#### Interface markup and scripts
══════════════════════════════

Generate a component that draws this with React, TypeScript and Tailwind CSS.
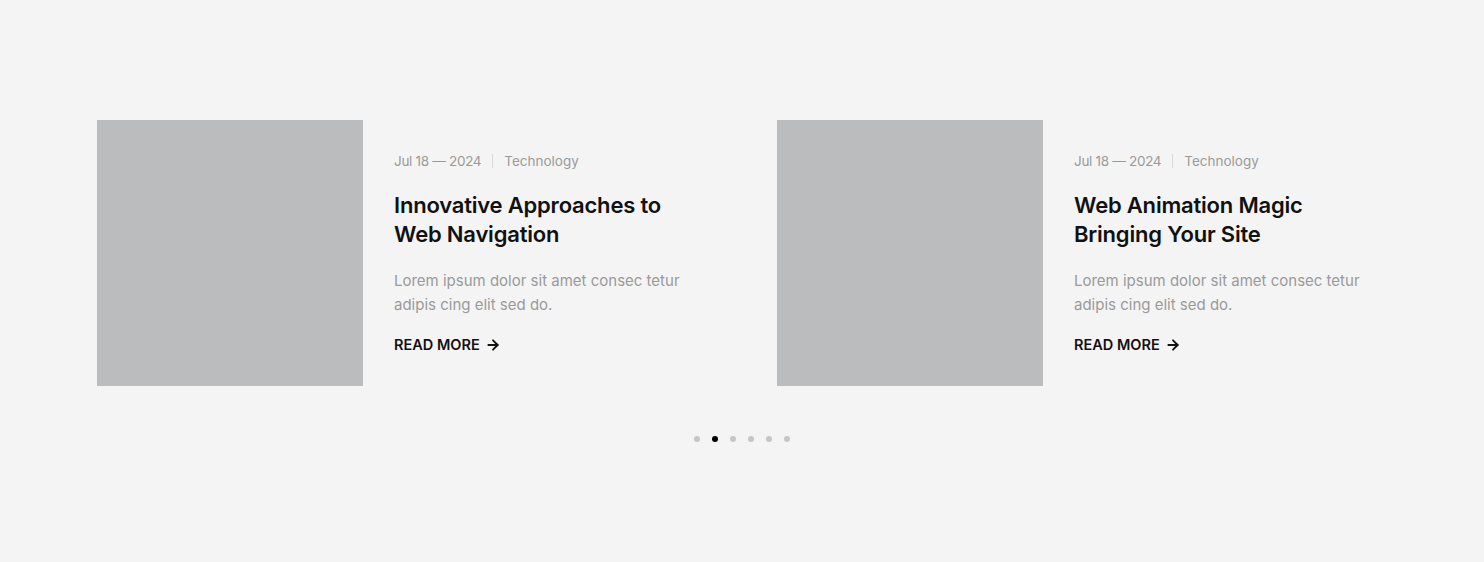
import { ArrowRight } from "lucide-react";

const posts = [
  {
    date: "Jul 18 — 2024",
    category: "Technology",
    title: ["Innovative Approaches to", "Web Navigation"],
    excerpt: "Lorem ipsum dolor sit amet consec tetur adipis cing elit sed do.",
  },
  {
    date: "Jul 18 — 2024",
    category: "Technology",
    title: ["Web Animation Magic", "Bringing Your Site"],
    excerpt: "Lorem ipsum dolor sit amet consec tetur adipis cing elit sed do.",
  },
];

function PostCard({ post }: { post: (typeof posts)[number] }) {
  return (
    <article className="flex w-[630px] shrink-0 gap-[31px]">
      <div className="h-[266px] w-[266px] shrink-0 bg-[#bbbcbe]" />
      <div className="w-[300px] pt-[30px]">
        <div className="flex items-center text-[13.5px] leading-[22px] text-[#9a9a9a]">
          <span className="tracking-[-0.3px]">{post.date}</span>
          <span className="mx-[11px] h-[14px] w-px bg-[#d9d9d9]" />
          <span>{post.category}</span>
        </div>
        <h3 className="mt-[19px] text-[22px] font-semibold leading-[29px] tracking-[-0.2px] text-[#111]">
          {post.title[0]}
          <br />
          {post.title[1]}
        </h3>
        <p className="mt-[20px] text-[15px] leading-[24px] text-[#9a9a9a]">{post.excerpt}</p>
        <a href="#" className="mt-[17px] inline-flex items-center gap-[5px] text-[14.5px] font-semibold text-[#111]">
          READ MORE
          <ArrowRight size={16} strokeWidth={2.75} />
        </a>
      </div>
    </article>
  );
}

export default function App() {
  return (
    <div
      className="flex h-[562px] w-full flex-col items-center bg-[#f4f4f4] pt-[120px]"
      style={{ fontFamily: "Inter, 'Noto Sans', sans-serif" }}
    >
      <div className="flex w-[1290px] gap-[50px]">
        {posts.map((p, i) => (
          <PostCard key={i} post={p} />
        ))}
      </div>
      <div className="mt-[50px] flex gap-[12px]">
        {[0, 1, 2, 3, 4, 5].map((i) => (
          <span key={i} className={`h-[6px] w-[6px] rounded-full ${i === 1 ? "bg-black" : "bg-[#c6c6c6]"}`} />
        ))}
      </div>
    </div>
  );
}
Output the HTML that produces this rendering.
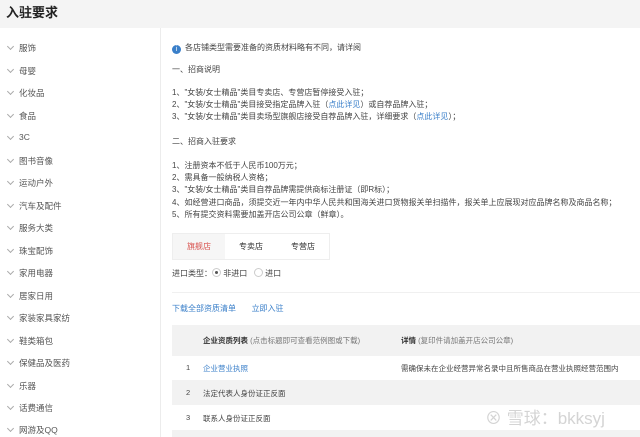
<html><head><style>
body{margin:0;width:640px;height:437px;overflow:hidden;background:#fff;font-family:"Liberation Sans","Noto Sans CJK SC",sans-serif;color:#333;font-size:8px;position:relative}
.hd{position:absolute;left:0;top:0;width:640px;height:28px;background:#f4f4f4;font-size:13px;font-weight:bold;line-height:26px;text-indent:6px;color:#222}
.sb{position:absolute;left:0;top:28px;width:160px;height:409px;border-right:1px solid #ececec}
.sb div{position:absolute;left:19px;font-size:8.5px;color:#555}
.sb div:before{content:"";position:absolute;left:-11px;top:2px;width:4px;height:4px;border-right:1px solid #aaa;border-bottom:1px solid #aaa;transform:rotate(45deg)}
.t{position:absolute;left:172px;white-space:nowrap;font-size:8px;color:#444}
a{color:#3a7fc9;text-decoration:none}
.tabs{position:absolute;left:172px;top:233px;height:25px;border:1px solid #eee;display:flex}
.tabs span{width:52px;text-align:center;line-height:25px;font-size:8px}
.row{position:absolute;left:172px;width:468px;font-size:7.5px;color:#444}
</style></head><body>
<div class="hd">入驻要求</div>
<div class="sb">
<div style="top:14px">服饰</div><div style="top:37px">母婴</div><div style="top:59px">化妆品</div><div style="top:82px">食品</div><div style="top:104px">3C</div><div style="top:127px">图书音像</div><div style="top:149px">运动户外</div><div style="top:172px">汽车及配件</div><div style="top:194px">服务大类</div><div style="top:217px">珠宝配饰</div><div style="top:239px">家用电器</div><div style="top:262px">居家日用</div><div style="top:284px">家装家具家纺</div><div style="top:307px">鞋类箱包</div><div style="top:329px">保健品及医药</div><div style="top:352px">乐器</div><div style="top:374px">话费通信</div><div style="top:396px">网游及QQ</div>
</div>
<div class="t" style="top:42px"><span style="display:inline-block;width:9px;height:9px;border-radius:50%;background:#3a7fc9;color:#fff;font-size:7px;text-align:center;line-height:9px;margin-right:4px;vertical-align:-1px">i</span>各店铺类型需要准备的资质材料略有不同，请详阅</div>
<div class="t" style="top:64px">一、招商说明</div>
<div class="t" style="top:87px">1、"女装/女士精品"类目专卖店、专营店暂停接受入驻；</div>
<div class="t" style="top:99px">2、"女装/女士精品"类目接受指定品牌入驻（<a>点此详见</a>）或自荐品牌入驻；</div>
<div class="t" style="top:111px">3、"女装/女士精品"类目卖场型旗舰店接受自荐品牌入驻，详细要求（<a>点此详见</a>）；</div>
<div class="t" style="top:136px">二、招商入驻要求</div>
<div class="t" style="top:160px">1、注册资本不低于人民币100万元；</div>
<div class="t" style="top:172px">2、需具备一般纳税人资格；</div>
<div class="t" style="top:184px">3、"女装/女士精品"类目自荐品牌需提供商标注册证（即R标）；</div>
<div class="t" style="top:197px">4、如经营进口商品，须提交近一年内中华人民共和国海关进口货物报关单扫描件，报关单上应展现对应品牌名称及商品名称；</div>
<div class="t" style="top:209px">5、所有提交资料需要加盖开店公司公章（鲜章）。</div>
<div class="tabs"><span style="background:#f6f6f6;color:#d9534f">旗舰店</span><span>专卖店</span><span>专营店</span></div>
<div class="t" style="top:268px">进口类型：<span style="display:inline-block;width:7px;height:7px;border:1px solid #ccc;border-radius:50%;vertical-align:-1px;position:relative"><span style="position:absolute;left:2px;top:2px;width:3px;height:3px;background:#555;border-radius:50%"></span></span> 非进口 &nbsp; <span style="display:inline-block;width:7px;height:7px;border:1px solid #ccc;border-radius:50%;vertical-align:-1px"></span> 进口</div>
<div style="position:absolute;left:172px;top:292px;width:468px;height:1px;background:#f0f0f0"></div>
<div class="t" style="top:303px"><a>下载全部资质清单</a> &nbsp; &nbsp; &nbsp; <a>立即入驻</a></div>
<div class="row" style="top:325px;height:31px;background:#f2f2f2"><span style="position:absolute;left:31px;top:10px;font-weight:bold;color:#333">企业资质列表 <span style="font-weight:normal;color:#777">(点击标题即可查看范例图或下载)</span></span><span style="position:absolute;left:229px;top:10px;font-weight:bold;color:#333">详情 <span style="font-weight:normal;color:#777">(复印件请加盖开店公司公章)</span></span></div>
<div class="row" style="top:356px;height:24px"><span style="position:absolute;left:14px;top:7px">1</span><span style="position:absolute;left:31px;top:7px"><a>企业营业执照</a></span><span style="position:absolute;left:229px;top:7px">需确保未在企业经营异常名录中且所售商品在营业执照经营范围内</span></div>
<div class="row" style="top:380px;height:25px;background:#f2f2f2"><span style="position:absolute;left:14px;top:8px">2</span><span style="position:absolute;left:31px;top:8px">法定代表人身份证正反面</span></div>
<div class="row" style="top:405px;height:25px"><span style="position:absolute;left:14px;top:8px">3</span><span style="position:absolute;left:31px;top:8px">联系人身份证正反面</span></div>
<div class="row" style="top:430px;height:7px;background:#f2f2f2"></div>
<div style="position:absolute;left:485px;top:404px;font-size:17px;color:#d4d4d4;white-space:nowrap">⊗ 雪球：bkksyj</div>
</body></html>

══════════════════════════════

#### REQUIREMENTS
Using the records above, copy each line that contains "this".

#### EXERCISE SOLUTION
Generate a component that draws this with React, TypeScript and Tailwind CSS.
Output the HTML that produces this rendering.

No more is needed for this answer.